One of my colleagues organized a thank you note writing campaign through our ILA (integrated language arts) department. Students wrote to two teachers. I received notes from some unexpected sources: current students who I am hard on about turning in work on a regular basis, former students who appreciated my humor, former students who recalled my words, and current students who brighten my day. I received my stack of notes during second period and put them into my bag later on. I took them out, sat in my recliner, and cried like a baby after reading some of their words. It was God telling me that my living, my striving to push the students I have, and my speaking the truth about life truly is not in vain. I was in sore need of those good words and sentiments after another long week. My troubled students’ ongoing behavioral and/or academic struggles, the normal toil of grading papers, attending meetings, and preparing for two subjects, and my concern about having my room “perfect” for state testing on Monday and Tuesday drained my energy.

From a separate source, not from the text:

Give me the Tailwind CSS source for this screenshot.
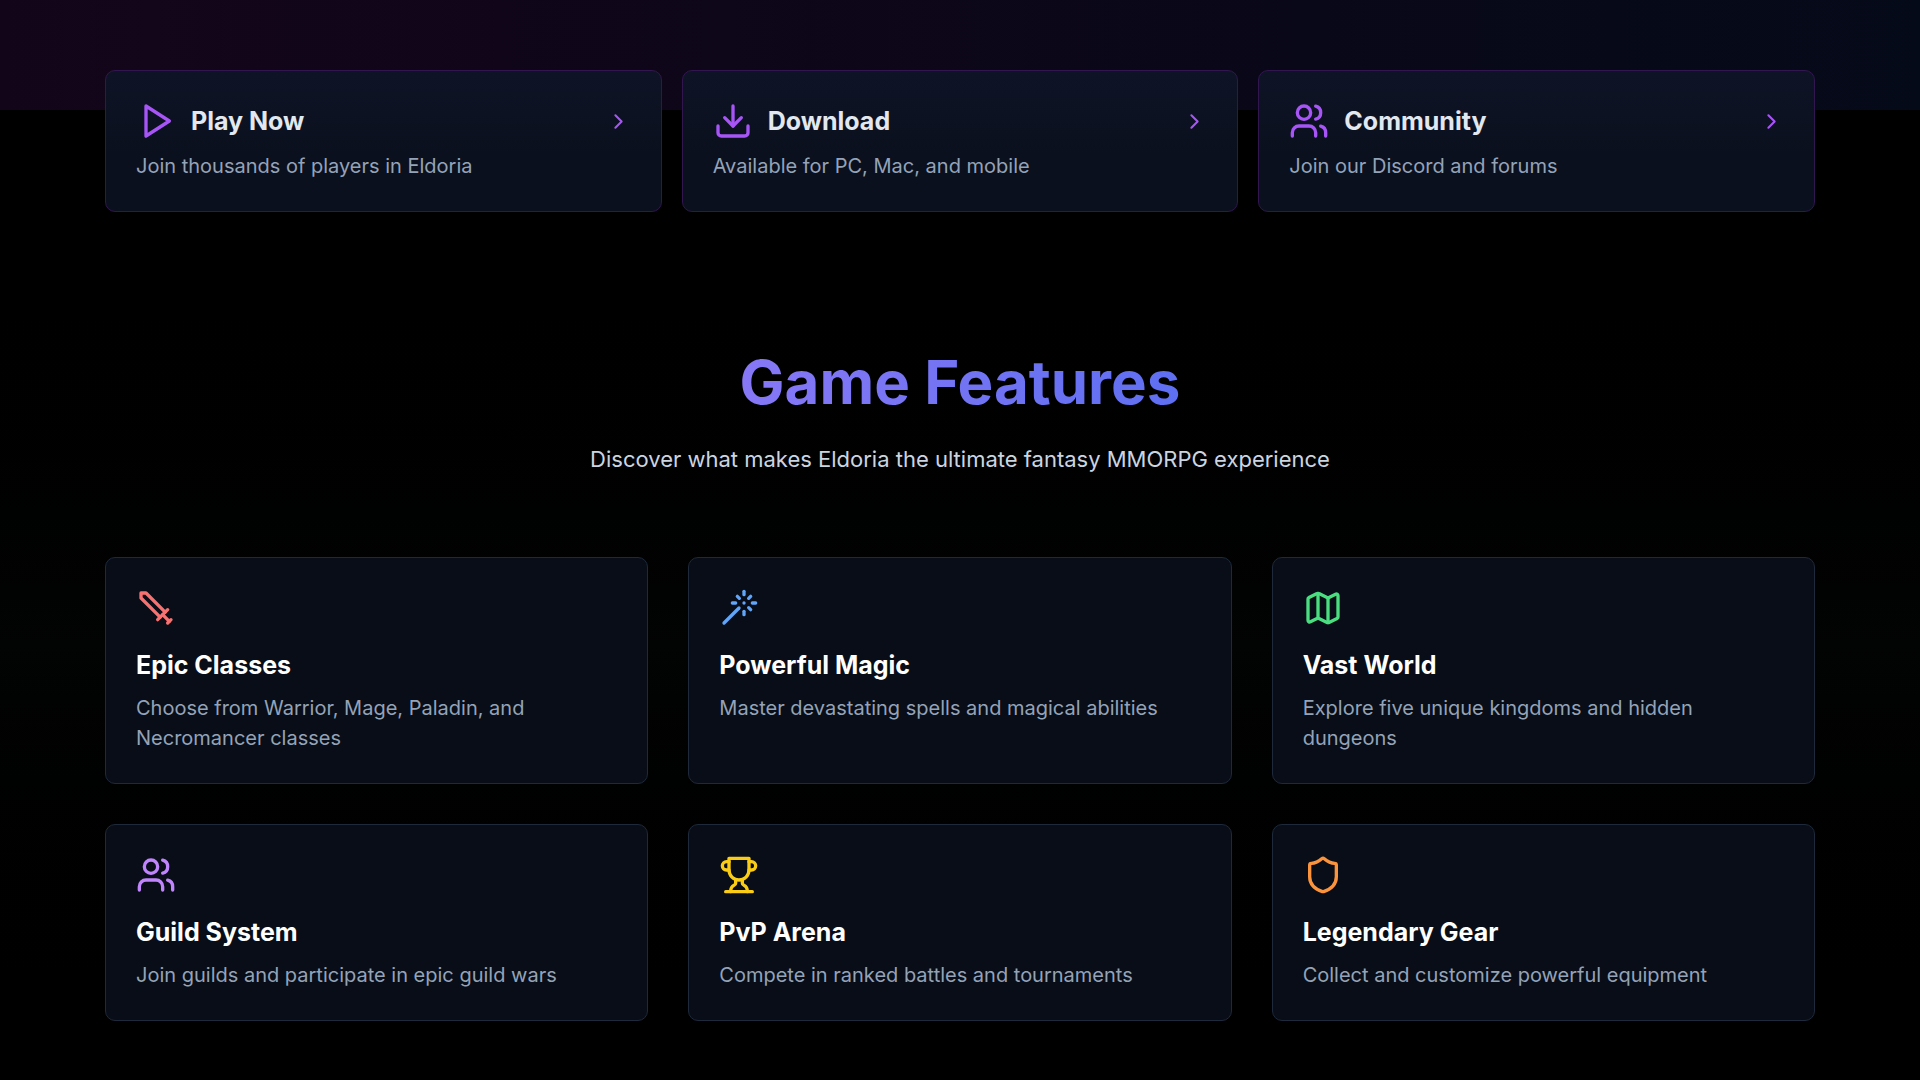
<!DOCTYPE html>
<html lang="en">
<head>
  <meta charset="UTF-8">
  <meta name="viewport" content="width=device-width, initial-scale=1.0">
  <title>Eldoria - Game Features</title>
  <script src="https://cdn.jsdelivr.net/npm/@tailwindcss/browser@4"></script>
</head>
<body class="bg-black min-h-screen font-['Inter',sans-serif] text-xl leading-[30px] text-white">

  <!-- Quick links, overlapping the end of the hero -->
  <section class="bg-[linear-gradient(to_right,#12051a_0%,#13051a_8%,#0e0619_38%,#090818_68%,#050a19_100%)] bg-no-repeat bg-[length:100%_110px] pt-[70px]">
    <div class="max-w-[1760px] mx-auto px-[25px] grid grid-cols-3 gap-5">

      <a href="#play" class="block rounded-[10px] border border-[#31164f] bg-linear-to-b from-[#0e1426] to-[#0b101e] to-60% p-[30px]">
        <div class="flex items-center justify-between mb-2.5">
          <div class="flex items-center gap-[15px]">
            <svg class="size-10 text-[#a855f7]" viewBox="0 0 24 24" fill="none" stroke="currentColor" stroke-width="2" stroke-linecap="round" stroke-linejoin="round"><polygon points="6 3 20 12 6 21 6 3"/></svg>
            <h3 class="text-[25px] leading-[35px] font-bold text-slate-200">Play Now</h3>
          </div>
          <svg class="size-[25px] text-[#a855f7]" viewBox="0 0 24 24" fill="none" stroke="currentColor" stroke-width="2" stroke-linecap="round" stroke-linejoin="round"><path d="m9 18 6-6-6-6"/></svg>
        </div>
        <p class="text-[#94a3b8]">Join thousands of players in Eldoria</p>
      </a>

      <a href="#download" class="block rounded-[10px] border border-[#31164f] bg-linear-to-b from-[#0e1426] to-[#0b101e] to-60% p-[30px]">
        <div class="flex items-center justify-between mb-2.5">
          <div class="flex items-center gap-[15px]">
            <svg class="size-10 text-[#a855f7]" viewBox="0 0 24 24" fill="none" stroke="currentColor" stroke-width="2" stroke-linecap="round" stroke-linejoin="round"><path d="M21 15v4a2 2 0 0 1-2 2H5a2 2 0 0 1-2-2v-4"/><polyline points="7 10 12 15 17 10"/><line x1="12" x2="12" y1="15" y2="3"/></svg>
            <h3 class="text-[25px] leading-[35px] font-bold text-slate-200">Download</h3>
          </div>
          <svg class="size-[25px] text-[#a855f7]" viewBox="0 0 24 24" fill="none" stroke="currentColor" stroke-width="2" stroke-linecap="round" stroke-linejoin="round"><path d="m9 18 6-6-6-6"/></svg>
        </div>
        <p class="text-[#94a3b8]">Available for PC, Mac, and mobile</p>
      </a>

      <a href="#community" class="block rounded-[10px] border border-[#31164f] bg-linear-to-b from-[#0e1426] to-[#0b101e] to-60% p-[30px]">
        <div class="flex items-center justify-between mb-2.5">
          <div class="flex items-center gap-[15px]">
            <svg class="size-10 text-[#a855f7]" viewBox="0 0 24 24" fill="none" stroke="currentColor" stroke-width="2" stroke-linecap="round" stroke-linejoin="round"><path d="M16 21v-2a4 4 0 0 0-4-4H6a4 4 0 0 0-4 4v2"/><circle cx="9" cy="7" r="4"/><path d="M22 21v-2a4 4 0 0 0-3-3.87"/><path d="M16 3.13a4 4 0 0 1 0 7.75"/></svg>
            <h3 class="text-[25px] leading-[35px] font-bold text-slate-200">Community</h3>
          </div>
          <svg class="size-[25px] text-[#a855f7]" viewBox="0 0 24 24" fill="none" stroke="currentColor" stroke-width="2" stroke-linecap="round" stroke-linejoin="round"><path d="m9 18 6-6-6-6"/></svg>
        </div>
        <p class="text-[#94a3b8]">Join our Discord and forums</p>
      </a>

    </div>
  </section>

  <!-- Features -->
  <section class="pt-[140px] pb-[60px] bg-linear-to-b from-black via-[#020303] to-black">
    <div class="max-w-[1760px] mx-auto px-[25px]">
      <div class="text-center mb-20">
        <h2 class="text-6xl leading-[60px] font-bold mb-[30px] bg-[linear-gradient(to_right,#c084fc,#2563eb)] bg-clip-text text-transparent">Game Features</h2>
        <p class="text-[22px] leading-[35px] text-[#cbd5e1]">Discover what makes Eldoria the ultimate fantasy MMORPG experience</p>
      </div>

      <div class="grid grid-cols-3 gap-10">

        <div class="rounded-[10px] border border-[#1e293b] bg-[#080d17] p-[30px]">
          <svg class="size-10 mb-5 text-[#f87171]" viewBox="0 0 24 24" fill="none" stroke="currentColor" stroke-width="2" stroke-linecap="round" stroke-linejoin="round"><polyline points="14.5 17.5 3 6 3 3 6 3 17.5 14.5"/><line x1="13" x2="19" y1="19" y2="13"/><line x1="16" x2="20" y1="16" y2="20"/><line x1="19" x2="21" y1="21" y2="19"/></svg>
          <h3 class="text-[25px] leading-[35px] font-bold mb-2.5">Epic Classes</h3>
          <p class="text-[#94a3b8]">Choose from Warrior, Mage, Paladin, and Necromancer classes</p>
        </div>

        <div class="rounded-[10px] border border-[#1e293b] bg-[#080d17] p-[30px]">
          <svg class="size-10 mb-5 text-[#60a5fa]" viewBox="0 0 24 24" fill="none" stroke="currentColor" stroke-width="2" stroke-linecap="round" stroke-linejoin="round"><path d="M15 4V2"/><path d="M15 16v-2"/><path d="M8 9h2"/><path d="M20 9h2"/><path d="M17.8 11.8 19 13"/><path d="M15 9h.01"/><path d="M17.8 6.2 19 5"/><path d="m3 21 9-9"/><path d="M12.2 6.2 11 5"/></svg>
          <h3 class="text-[25px] leading-[35px] font-bold mb-2.5">Powerful Magic</h3>
          <p class="text-[#94a3b8]">Master devastating spells and magical abilities</p>
        </div>

        <div class="rounded-[10px] border border-[#1e293b] bg-[#080d17] p-[30px]">
          <svg class="size-10 mb-5 text-[#4ade80]" viewBox="0 0 24 24" fill="none" stroke="currentColor" stroke-width="2" stroke-linecap="round" stroke-linejoin="round"><path d="M14.106 5.553a2 2 0 0 0 1.788 0l3.659-1.83A1 1 0 0 1 21 4.619v12.764a1 1 0 0 1-.553.894l-4.553 2.277a2 2 0 0 1-1.788 0l-4.212-2.106a2 2 0 0 0-1.788 0l-3.659 1.83A1 1 0 0 1 3 19.381V6.618a1 1 0 0 1 .553-.894l4.553-2.277a2 2 0 0 1 1.788 0z"/><path d="M15 5.764v15"/><path d="M9 3.236v15"/></svg>
          <h3 class="text-[25px] leading-[35px] font-bold mb-2.5">Vast World</h3>
          <p class="text-[#94a3b8]">Explore five unique kingdoms and hidden dungeons</p>
        </div>

        <div class="rounded-[10px] border border-[#1e293b] bg-[#080d17] p-[30px]">
          <svg class="size-10 mb-5 text-[#c084fc]" viewBox="0 0 24 24" fill="none" stroke="currentColor" stroke-width="2" stroke-linecap="round" stroke-linejoin="round"><path d="M16 21v-2a4 4 0 0 0-4-4H6a4 4 0 0 0-4 4v2"/><circle cx="9" cy="7" r="4"/><path d="M22 21v-2a4 4 0 0 0-3-3.87"/><path d="M16 3.13a4 4 0 0 1 0 7.75"/></svg>
          <h3 class="text-[25px] leading-[35px] font-bold mb-2.5">Guild System</h3>
          <p class="text-[#94a3b8]">Join guilds and participate in epic guild wars</p>
        </div>

        <div class="rounded-[10px] border border-[#1e293b] bg-[#080d17] p-[30px]">
          <svg class="size-10 mb-5 text-[#facc15]" viewBox="0 0 24 24" fill="none" stroke="currentColor" stroke-width="2" stroke-linecap="round" stroke-linejoin="round"><path d="M6 9H4.5a2.5 2.5 0 0 1 0-5H6"/><path d="M18 9h1.5a2.5 2.5 0 0 0 0-5H18"/><path d="M4 22h16"/><path d="M10 14.66V17c0 .55-.47.98-.97 1.21C7.85 18.75 7 20.24 7 22"/><path d="M14 14.66V17c0 .55.47.98.97 1.21C16.15 18.75 17 20.24 17 22"/><path d="M18 2H6v7a6 6 0 0 0 12 0V2Z"/></svg>
          <h3 class="text-[25px] leading-[35px] font-bold mb-2.5">PvP Arena</h3>
          <p class="text-[#94a3b8]">Compete in ranked battles and tournaments</p>
        </div>

        <div class="rounded-[10px] border border-[#1e293b] bg-[#080d17] p-[30px]">
          <svg class="size-10 mb-5 text-[#fb923c]" viewBox="0 0 24 24" fill="none" stroke="currentColor" stroke-width="2" stroke-linecap="round" stroke-linejoin="round"><path d="M20 13c0 5-3.5 7.5-7.66 8.95a1 1 0 0 1-.67-.01C7.5 20.5 4 18 4 13V6a1 1 0 0 1 1-1c2 0 4.5-1.2 6.24-2.72a1.17 1.17 0 0 1 1.52 0C14.51 3.81 17 5 19 5a1 1 0 0 1 1 1z"/></svg>
          <h3 class="text-[25px] leading-[35px] font-bold mb-2.5">Legendary Gear</h3>
          <p class="text-[#94a3b8]">Collect and customize powerful equipment</p>
        </div>

      </div>
    </div>
  </section>

</body>
</html>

Reading those notes about how I, a little middle school social studies and ILA teacher, affected some young people just blew me away. I had forgotten my prior actions and words. I just did not remember everything. But these children, these lovely, perfect souls, have restored the joy I felt I had lost. I had finally admitted it to myself two days ago and went about with a dark cloud trailing me. I had lost my smile and just felt adrift. Now, my joy is renewed, and my heart is light. I may actually shed a tear on the last day this year. I wasn’t sure that I’d feel like that, but now the bittersweetness of the end of the school year is settling in. Thank you for restoring my joy and reawakening the upbeat vibe I had let go to sleep.